Legenda Candi Prambanan: Antara Cinta, Dendam, dan Kutukan Abadi

Ilustrasi Bandung Bondowoso memerintahkan roh halus membuatkan seribu candi untuk Putri Rara Jongrang.

Daily Dose Indonesia – Di tengah gemerlap sejarah dan kemegahan arsitektur Nusantara, berdirilah Candi Prambanan, di Daerah Istimewa Yogyakarta, salah satu warisan budaya paling memukau dari abad ke-9. Namun di balik kemegahan candi ini, tersimpan sebuah kisah epik tentang perang, cinta, dan pengkhianatan yang telah menjadi legenda turun-temurun: kisah Bandung Bondowoso dan Lara Jonggrang.

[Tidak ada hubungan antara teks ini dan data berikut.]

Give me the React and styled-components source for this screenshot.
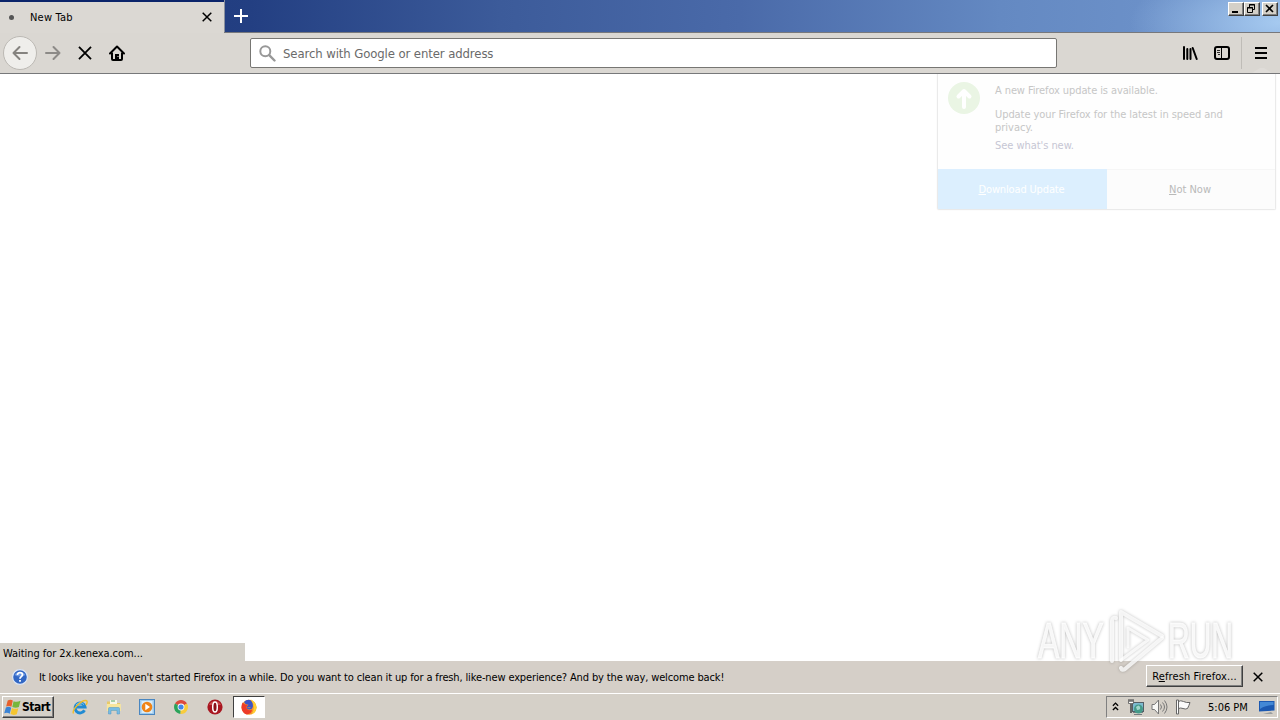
import React from 'react';
import styled, { createGlobalStyle } from 'styled-components';

const GlobalStyle = createGlobalStyle`
  * {
    box-sizing: border-box;
  }

  body {
    margin: 0;
    background: #fff;
    overflow: hidden;
  }
`;

const Desktop = styled.div`
  position: relative;
  display: flex;
  flex-direction: column;
  width: 1280px;
  height: 720px;
  font-family: 'DejaVu Sans Condensed', 'DejaVu Sans', sans-serif;
  font-stretch: condensed;
  font-size: 11px;
  line-height: 13px;
  color: #000;
`;

const Label = styled.span`
  letter-spacing: ${({ $track }) => $track || '0'};
  white-space: nowrap;

  u {
    text-underline-offset: 1px;
    text-decoration-thickness: 1px;
  }
`;

/* ---- browser window ---- */

const TitleBar = styled.header`
  display: flex;
  height: 33px;
  border-bottom: 1px solid #77787c;
  background: radial-gradient(ellipse 150px 60px at 100% 70%, #a6caf0 0%, rgba(166, 202, 240, 0) 100%),
    linear-gradient(to right, #1b3577 0, #233f82 250px, #3c5b9a 500px, #4a6aa9 740px, #6489c2 1000px, #7297ce 1280px);
`;

const Tab = styled.div`
  display: flex;
  align-items: center;
  width: 224px;
  height: 33px;
  padding: 2px 12px 0 9px;
  border-top: 2px solid #0a246a;
  background: #dbd8d3;
`;

const Dot = styled.i`
  width: 5px;
  height: 5px;
  margin: 0 16px 3px 0;
  border-radius: 50%;
  background: #555;
`;

const TabTitle = styled(Label)`
  flex: 1;
  margin-bottom: 3px;
`;

const TabClose = styled.div`
  display: flex;
  margin-bottom: 3px;
`;

const NewTab = styled.div`
  flex: 1;
  padding: 9px 0 0 9px;
  border-left: 1px solid #8b919e;
`;

const WindowControls = styled.div`
  display: flex;
  padding: 2px 2px 0 0;
`;

const ControlButton = styled.div`
  width: 16px;
  height: 14px;
  margin-left: ${({ $gap }) => $gap || 0}px;
  border: 1px solid;
  border-color: #fff #404040 #404040 #fff;
  box-shadow: inset -1px -1px 0 #808080;
  background: #d4d0c8;

  svg {
    display: block;
  }
`;

const Toolbar = styled.nav`
  display: flex;
  align-items: center;
  height: 41px;
  border-bottom: 1px solid #77787a;
  background: #dad7d2;
`;

const ToolButton = styled.div`
  display: flex;
  align-items: center;
  justify-content: center;
  width: 32px;
  height: 32px;
`;

const BackButton = styled(ToolButton)`
  width: 34px;
  height: 34px;
  margin: 0 0 0 3px;
  border: 1px solid #bcb9b4;
  border-radius: 50%;
  background: #efeeeb;
`;

const UrlBar = styled.div`
  display: flex;
  align-items: center;
  width: 807px;
  height: 30px;
  margin: -1px 117px 0 117px;
  padding: 1px 0 0 8px;
  border: 1px solid #777673;
  border-radius: 2px;
  background: #fff;
  color: #6a6a6a;
  font-size: 13px;

  svg {
    margin-right: 7px;
  }
`;

const MenuSlot = styled.div`
  display: flex;
  justify-content: center;
  align-items: center;
  width: 39px;
  height: 32px;
  margin-left: 3px;
  border-left: 1px solid #bfbcb7;
`;

const Page = styled.main`
  display: flex;
  flex: 1;
  align-items: flex-end;
  background: #fff;
`;

const StatusPanel = styled.div`
  width: 245px;
  height: 18px;
  padding: 4px 0 0 3px;
  background: #d4d0c8;
`;

const NotificationBar = styled.div`
  display: flex;
  align-items: center;
  height: 32px;
  padding-left: 12px;
  background: #d5cfc8;
`;

const NotificationText = styled(Label)`
  flex: 1;
  margin-left: 11px;
`;

const RaisedButton = styled.div`
  display: flex;
  align-items: center;
  justify-content: center;
  width: ${({ $width }) => $width}px;
  height: 22px;
  border: 1px solid;
  border-color: #fff #404040 #404040 #fff;
  box-shadow: inset -1px -1px 0 #808080;
  background: #d5d0c8;
`;

const RefreshButton = styled(RaisedButton)`
  margin-bottom: 2px;
`;

const NotificationClose = styled.div`
  display: flex;
  margin: 0 17px 0 10px;
`;

/* ---- update doorhanger, still fading in ---- */

const Doorhanger = styled.aside`
  position: absolute;
  top: 74px;
  left: 937px;
  width: 339px;
  height: 136px;
  border: 1px solid #eaeaea;
  border-top: 0;
  border-radius: 0 0 2px 2px;
  background: #fefefe;
  box-shadow: 0 0 2px rgba(0, 0, 0, 0.06);
  color: #c6c6c6;
`;

const Arrow = styled.i`
  position: absolute;
  top: 68px;
  left: 1252px;
  width: 20px;
  height: 5px;
  background: #dfdcd8;
  clip-path: polygon(0 100%, 40% 0, 60% 0, 100% 100%);
`;

const DoorhangerBody = styled.div`
  display: flex;
  height: 95px;
  padding: 8px 10px 0;

  svg {
    flex: none;
    margin-right: 15px;
  }
`;

const Message = styled.div`
  display: flex;
  flex-direction: column;
  padding-top: 2px;
`;

const Paragraph = styled.div`
  display: flex;
  flex-direction: column;
  margin: 11px 0 5px;
`;

const WhatsNew = styled(Label)`
  color: #c6c6d4;
`;

const DoorhangerButtons = styled.div`
  display: flex;
  height: 40px;
`;

const DoorhangerButton = styled.div`
  display: flex;
  align-items: center;
  justify-content: center;
  width: ${({ $primary }) => ($primary ? 169 : 168)}px;
  padding-right: 2px;
  border-top: 1px solid ${({ $primary }) => ($primary ? '#dcefff' : '#f6f6f6')};
  background: ${({ $primary }) => ($primary ? '#dceffe' : '#fcfcfc')};
  color: ${({ $primary }) => ($primary ? '#fff' : '#b9b9b9')};
`;

/* ---- taskbar ---- */

const Taskbar = styled.footer`
  display: flex;
  align-items: center;
  height: 27px;
  padding: 0 2px 0 2px;
  border-top: 1px solid #fff;
  background: #d5d0c8;
`;

const StartButton = styled(RaisedButton)`
  justify-content: flex-start;
  padding-left: 1px;
  font-weight: bold;
  font-size: 12px;

  svg {
    margin-right: 1px;
  }
`;

const Launchers = styled.div`
  display: flex;
  gap: 17.7px;
  margin-left: 18px;
`;

const ActiveTask = styled.div`
  display: flex;
  align-items: center;
  justify-content: center;
  width: 32px;
  height: 22px;
  margin-left: 10px;
  border: 1px solid;
  border-color: #404040 #fff #fff #404040;
  background: #fff;
`;

const Tray = styled.div`
  display: flex;
  align-items: center;
  width: 172px;
  height: 22px;
  margin-left: auto;
  padding-left: 5px;
  border: 1px solid;
  border-color: #808080 #fff #fff #808080;

  svg {
    flex: none;
  }
`;

const TrayIcons = styled.div`
  display: flex;
  align-items: center;
  gap: 7px;
  margin-left: 9px;
`;

const Clock = styled(Label)`
  margin: 0 11px 0 16px;
`;

const Watermark = styled.svg`
  position: absolute;
  top: 604px;
  left: 1030px;
  filter: drop-shadow(0 0 1.5px rgba(0, 0, 0, 0.3));
`;

const CrossIcon = ({ size, weight = 1.5 }) => (
  <svg width={size} height={size} viewBox="0 0 10 10" stroke="#000" strokeWidth={weight}>
    <path d="M.7.7l8.6 8.6M9.3.7L.7 9.3" />
  </svg>
);

const ArrowIcon = ({ flip, color }) => (
  <svg width="16" height="16" viewBox="0 0 16 16" fill="none" stroke={color} strokeWidth="2" strokeLinecap="round" strokeLinejoin="round" transform={flip ? 'scale(-1 1)' : undefined}>
    <path d="M15 8H1.5M7.5 2l-6 6 6 6" />
  </svg>
);

const HomeIcon = () => (
  <svg width="16" height="16" viewBox="0 0 16 16" fill="none" stroke="#000" strokeLinejoin="round">
    <path d="M1 8.5l7-7 7 7" strokeWidth="2" strokeLinecap="round" />
    <path d="M3 7.5V14q0 1 1 1h8q1 0 1-1V7.5" strokeWidth="2" />
    <path d="M6 15V9h4v6z" fill="#000" stroke="none" />
    <path d="M8.5 11.5h1" stroke="#dad7d2" />
  </svg>
);

const SearchIcon = () => (
  <svg width="17" height="17" viewBox="0 0 17 17" fill="none" stroke="#989898" strokeLinecap="round">
    <circle cx="6.3" cy="6.3" r="5" strokeWidth="2" />
    <path d="M10.2 10.2l5.3 5.3" strokeWidth="2.4" />
  </svg>
);

const LibraryIcon = () => (
  <svg width="16" height="16" viewBox="0 0 16 16" stroke="#000" strokeWidth="2" strokeLinecap="round">
    <path d="M2 2v12M5.3 4v10M8.5 4v10M10.7 3l4 11" />
  </svg>
);

const SidebarIcon = () => (
  <svg width="16" height="16" viewBox="0 0 16 16" fill="none" stroke="#000">
    <rect x="1" y="2" width="14" height="12" rx="2" strokeWidth="2" />
    <path d="M7.5 2v12" />
    <path d="M3 5.5h3M3 7.5h3M4 9.5h2" strokeWidth=".8" />
  </svg>
);

const HelpIcon = () => (
  <svg width="16" height="16" viewBox="0 0 16 16">
    <circle cx="8" cy="8" r="7.4" fill="#3267c4" stroke="#dce6f5" strokeWidth="1.2" />
    <path d="M2.5 6a6 5 0 0 1 11 0Q8 9 2.5 6z" fill="#6e9ae4" />
    <path d="M5.5 6c0-3.4 5-3 5-.2C10.5 7.8 8 7.5 8 9.7M8 11v1.8" fill="none" stroke="#fff" strokeWidth="1.8" />
  </svg>
);

const UpdateIcon = () => (
  <svg width="32" height="32" viewBox="0 0 32 32">
    <circle cx="16" cy="16" r="16" fill="#eaf5e4" />
    <path d="M16 25V10M10.5 14.5L16 9l5.5 5.500" fill="none" stroke="#fff" strokeWidth="4" strokeLinecap="round" strokeLinejoin="round" />
  </svg>
);

const WindowsIcon = () => (
  <svg width="17" height="17" viewBox="0 0 16 16">
    <path d="M3.5 1.500Q6 -.2 8.300 1.500L7 7.300Q4.500 5.800 2 7.100z" fill="#e8602c" />
    <path d="M9 2q3 1.300 6.500-.3L14 7.600Q11 9 7.800 7.500z" fill="#77b63c" />
    <path d="M1.800 8q2.600-1.400 5 .2L5.400 13.800Q3 12.300 .2 13.500z" fill="#3b83d4" />
    <path d="M7.500 8.400q3 1.500 6 .2L12 14.300q-3 1.400-5.900-.1z" fill="#f5c52f" />
  </svg>
);

const ExplorerIcon = () => (
  <svg width="16" height="16" viewBox="0 0 16 16" fill="none">
    <path d="M12.5 11.300A5 5 0 1 1 13 8H4" stroke="#218bd3" strokeWidth="3" />
    <path d="M12 5.600A5 5 0 0 0 4 6" stroke="#74c5ef" />
    <path d="M1.500 14.500C-.5 11 9 1 14 1.500c2 .5 1 3 0 4.500" stroke="#f0bd2b" strokeWidth="1.400" />
  </svg>
);

const FolderIcon = () => (
  <svg width="16" height="16" viewBox="0 0 16 16">
    <path d="M1 2.500h5l1.500 1.500H14v8H1z" fill="#e8ca68" />
    <path d="M4 1h7v4H4z" fill="#f8f8e8" />
    <path d="M5 2h4" stroke="#58a768" />
    <path d="M.8 5h14v7h-14z" fill="#f9e69c" />
    <path d="M2.500 15V9.500q0-1 1-1h9q1 0 1 1V15H11v-3.500H5V15z" fill="#78bce4" stroke="#4b94c4" strokeWidth=".5" />
  </svg>
);

const PlayerIcon = () => (
  <svg width="16" height="16" viewBox="0 0 16 16">
    <rect x=".5" y=".5" width="15" height="15" fill="#9ecbee" stroke="#4a86c0" />
    <rect x="2.500" y="2" width="11" height="12" fill="#d8ecf9" />
    <circle cx="8" cy="8" r="5.300" fill="#ef8417" />
    <path d="M6.300 4.800v6.400L11 8z" fill="#fff" />
  </svg>
);

const ChromeIcon = () => (
  <svg width="16" height="16" viewBox="0 0 16 16">
    <path d="M8 8L2 4.500a7 7 0 0 1 12 0z" fill="#dc4a3d" />
    <path d="M8 8L2 4.500A7 7 0 0 0 7.500 15z" fill="#2ba35a" />
    <path d="M8 8l6-3.500A7 7 0 0 1 7.500 15z" fill="#f8cc3c" />
    <circle cx="8" cy="8" r="3.400" fill="#fff" />
    <circle cx="8" cy="8" r="2.600" fill="#4387e9" />
  </svg>
);

const OperaIcon = () => (
  <svg width="16" height="16" viewBox="0 0 16 16">
    <circle cx="8" cy="8" r="7.600" fill="#a91620" />
    <path d="M2 6a6.500 6 0 0 1 12 0z" fill="#ca4b4c" />
    <ellipse cx="8" cy="8" rx="2.300" ry="5" fill="#8c1018" stroke="#fff" strokeWidth="1.500" />
  </svg>
);

const FirefoxIcon = () => (
  <svg width="16" height="16" viewBox="0 0 16 16">
    <circle cx="8" cy="8.300" r="7.500" fill="#f5952a" />
    <path d="M9.500.3c4 2 6 5 6 8.500a7.500 7 0 0 1-5 6.500q5-7-1-15z" fill="#ffd033" />
    <path d="M1.500 3.500L4 5.500l3 .3-1.500 2C5 10 8 12.500 11 10.500q0 4-5 5C1.500 14.500 0 10 .7 6z" fill="#ed3b28" />
    <path d="M3 3Q6 0 9.500 1.200 12.500 4 11.800 8q-1 3-4 2.500-2.500-.5-2-2.700l1.700-2L4.500 5z" fill="#3a55c8" />
    <path d="M6 8q2 1 4-.3-1.500 2.800-4 .3z" fill="#f5952a" />
  </svg>
);

const NetworkIcon = () => (
  <svg width="16" height="16" viewBox="0 0 16 16" fill="none">
    <rect x="4.500" y="3.500" width="11" height="9" fill="#7dbad0" stroke="#555f66" />
    <path d="M5 13.500h10M6 15.500h8" stroke="#747b7f" />
    <circle cx="10.500" cy="10" r="4.500" fill="#459a89" />
    <path d="M8 8q3-3 4 0t-3 3z" fill="#a1d6cb" />
    <path d="M3 5v9" stroke="#666" strokeWidth="2" />
    <path d="M.5.500h1v2h1v-2h1v2h1v-2h1v4h-5z" fill="#fff" stroke="#555" strokeWidth=".8" />
  </svg>
);

const SpeakerIcon = () => (
  <svg width="17" height="16" viewBox="0 0 17 16" fill="none" stroke="#777">
    <path d="M1 5.500h2.500L7.500 1v14l-4-4.500H1z" fill="#f7f7f5" />
    <path d="M9.500 5.500q2 2.500 0 5M11.500 3.500q4 4.500 0 9M13.500 1.500q5 6.500 0 13" />
  </svg>
);

const FlagIcon = () => (
  <svg width="17" height="16" viewBox="0 0 17 16" stroke="#666">
    <path d="M3.500 2.500q2-1.500 5 0t6.500 1q-1 3-2.500 6-2 1-4.500 0t-4.500 0z" fill="#fafafa" />
    <path d="M1.500 1v14h2V1z" fill="#fff" />
  </svg>
);

const DesktopIcon = () => (
  <svg width="16" height="16" viewBox="0 0 16 16">
    <path d="M0 2h15.500v9.500L0 12.500z" fill="#1c59b1" />
    <path d="M1 3h13.500v3Q7 6 1 10z" fill="#4388d5" />
    <path d="M4 14.500l8-1 2 1z" fill="#5e6a78" />
  </svg>
);

const App = () => {
  return (
    <>
      <GlobalStyle />
      <Desktop>
        <TitleBar>
          <Tab>
            <Dot />
            <TabTitle $track="0.2px">New Tab</TabTitle>
            <TabClose><CrossIcon size={10} /></TabClose>
          </Tab>
          <NewTab>
            <svg width="14" height="14" viewBox="0 0 14 14" stroke="#fff" strokeWidth="2">
              <path d="M7 0v14M0 7h14" />
            </svg>
          </NewTab>
          <WindowControls>
            <ControlButton>
              <svg width="14" height="12" viewBox="0 0 14 12"><path d="M3 8h6v2H3z" /></svg>
            </ControlButton>
            <ControlButton>
              <svg width="14" height="12" viewBox="0 0 14 12" fill="none" stroke="#000">
                <path d="M4.500 4V1.500h5v5H8M4 2h6M2.500 4.500h5v5h-5zM2 5h6" />
              </svg>
            </ControlButton>
            <ControlButton $gap={2}>
              <svg width="14" height="12" viewBox="0 0 14 12" stroke="#000" strokeWidth="1.600">
                <path d="M3 2l7 7M10 2L3 9" />
              </svg>
            </ControlButton>
          </WindowControls>
        </TitleBar>

        <Toolbar>
          <BackButton><ArrowIcon color="#85837f" /></BackButton>
          <ToolButton><ArrowIcon flip color="#8c8a87" /></ToolButton>
          <ToolButton><CrossIcon size={14} weight={1.3} /></ToolButton>
          <ToolButton><HomeIcon /></ToolButton>
          <UrlBar>
            <SearchIcon />
            <Label $track="-0.1px">Search with Google or enter address</Label>
          </UrlBar>
          <ToolButton><LibraryIcon /></ToolButton>
          <ToolButton><SidebarIcon /></ToolButton>
          <MenuSlot>
            <svg width="12" height="12" viewBox="0 0 12 12"><path d="M0 0h12v2H0zM0 5h12v2H0zM0 10h12v2H0z" /></svg>
          </MenuSlot>
        </Toolbar>

        <Page>
          <StatusPanel><Label $track="-0.06px">Waiting for 2x.kenexa.com...</Label></StatusPanel>
        </Page>

        <NotificationBar>
          <HelpIcon />
          <NotificationText $track="-0.137px">
            It looks like you haven't started Firefox in a while. Do you want to clean it up for a fresh, like-new experience? And by the way, welcome back!
          </NotificationText>
          <RefreshButton $width={97}>
            <Label $track="0.12px">R<u>e</u>fresh Firefox...</Label>
          </RefreshButton>
          <NotificationClose><CrossIcon size={10} /></NotificationClose>
        </NotificationBar>

        <Taskbar>
          <StartButton $width={52}>
            <WindowsIcon />
            <Label $track="-0.5px">Start</Label>
          </StartButton>
          <Launchers>
            <ExplorerIcon />
            <FolderIcon />
            <PlayerIcon />
            <ChromeIcon />
            <OperaIcon />
          </Launchers>
          <ActiveTask><FirefoxIcon /></ActiveTask>
          <Tray>
            <svg width="7" height="12" viewBox="0 0 8 12" fill="none" stroke="#000" strokeWidth="1.500">
              <path d="M1 4.500l3-3 3 3M1 9.500l3-3 3 3" />
            </svg>
            <TrayIcons>
              <NetworkIcon />
              <SpeakerIcon />
              <FlagIcon />
            </TrayIcons>
            <Clock>5:06 PM</Clock>
            <DesktopIcon />
          </Tray>
        </Taskbar>

        <Arrow />
        <Doorhanger>
          <DoorhangerBody>
            <UpdateIcon />
            <Message>
              <Label $track="-0.1px">A new Firefox update is available.</Label>
              <Paragraph>
                <Label $track="-0.07px">Update your Firefox for the latest in speed and</Label>
                <Label>privacy.</Label>
              </Paragraph>
              <WhatsNew $track="-0.05px">See what's new.</WhatsNew>
            </Message>
          </DoorhangerBody>
          <DoorhangerButtons>
            <DoorhangerButton $primary><Label $track="-0.15px"><u>D</u>ownload Update</Label></DoorhangerButton>
            <DoorhangerButton><Label><u>N</u>ot Now</Label></DoorhangerButton>
          </DoorhangerButtons>
        </Doorhanger>

        <Watermark width="210" height="72" viewBox="0 0 210 72">
          <g fill="#fff" fillOpacity=".85" stroke="#fff" strokeOpacity=".8" strokeWidth="1" fontFamily="'Liberation Sans', sans-serif" fontSize="50">
            <text transform="translate(8 54) scale(.64 1)">ANY</text>
            <text transform="translate(138 54) scale(.6 1)">RUN</text>
          </g>
          <g fill="none" stroke="#fff" strokeOpacity=".8" strokeWidth="4" strokeLinejoin="round" strokeLinecap="round">
            <path d="M82 57V17q0-4 4-3" />
            <path d="M91 56V8l41 24" />
            <path d="M132 34L95 65q-3 2-4-1" />
            <path d="M91 56l27-20L98 24v19" strokeWidth="3" />
          </g>
        </Watermark>
      </Desktop>
    </>
  );
};

export default App;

Prabu Baka, Raja Raksasa Penguasa Awal Kerajaan Prambanan

Alkisah, di daerah Prambanan berkuasalah Prabu Baka, seorang raja raksasa yang sakti mandraguna. Teriakannya mampu mengguncang langit, dan tinjunya dapat meremukkan gerbang kahyangan. Namun sehebat apapun makhluk, ia tak kuasa melawan takdir. Musuh terbesar Prabu Baka adalah Prabu Pengging, seorang raja yang tidak hanya kuat, tetapi juga bijaksana dan mampu mengendalikan emosi.

Prabu Baka mengajukan tantangan perang kepada Prabu Pengging. Dengan penuh waspada, Prabu Pengging menunjuk Bandung Bondowoso, seorang patih muda yang gagah dan sakti, sebagai panglima utama. Dengan keberanian dan kecerdasannya, Bandung Bondowoso memimpin pasukan menghadapi Prabu Baka.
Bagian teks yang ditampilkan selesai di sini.